Motivation, inspiration, camaraderie and, specifically, results make a boutique fitness plan more valuable than a gym membership, according to Tanya Becker, Chief Creative Officer at Physique 57. “My experience teaching barre and group classes for close to twenty-five years has shown me that the clients who really stick with a specialty type of boutique class tend to see better results, because they really learn proper technique, which in turn yields better results and longevity,” she added.
There are less expensive group workouts, but ...
For those who simply cannot workout alone, Abella advises taking some time to crunch the numbers to make sure you’re getting the absolute best deal, many of which may not be obvious. For example, her boutique spinning classes typically cost $150 for five classes, which Abella considers a little too pricey. Instead, she found a membership at her local hotel gym and spa buys her four monthly classes, access to the gym, access to pools, a massage every month, access to all the amenities (including sauna, detox chamber, showers, and additional discounts, all for $180.
Free trials, ClassPass (which also offers free trials, or $15 a month credits), bulk buys (which can lower $35 classes to $20 per class, depending how many you purchase at once) and more creative solutions—like offering to work a shift or two at the front desk in exchange for classes—can help make boutique fitness more realistically affordable. Some teachers trying to earn special certifications, or just prep for an audition class, may also offer free classes in unique spaces. And park districts and other public organizations often offer free or reduced classes, that, while they may not quite have the same allure as a sparkly fitness studio, aren’t going to wreck your budget.

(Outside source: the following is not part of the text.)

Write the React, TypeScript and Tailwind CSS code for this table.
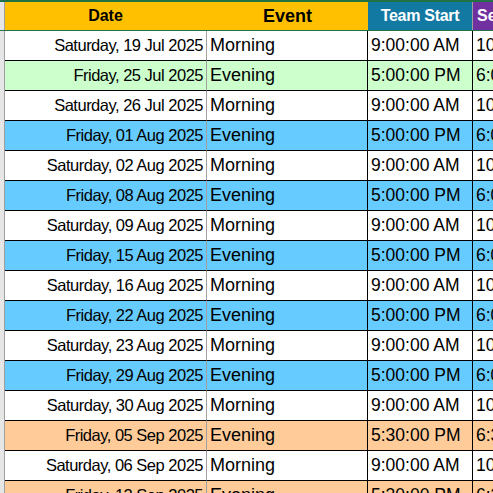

As much as I wish I had the mental and physical fortitude to follow a Daily Burn video in my living room or add “go for a run” to my weekly calendar, I know that’s just not me. I was the kid who found any reason to get out of gym class, or at least, put in as little effort as possible when it came to physical activity. I’ve tried mental tricks, like donating the cost of a barre class to an organization I believe in, and then convincing myself to do the workout myself, to alleviate the guilt of spending such a substantial amount of money on a short, and decadent, experience. But, luckily, I am in a position where I can donate and outsource a stranger to cheer me on to tuck in my butt, reach my legs back in a totally unnatural pose, and push myself to do another rep with pathetic-seeming five-pound weights while Demi Lovato blasts in the background.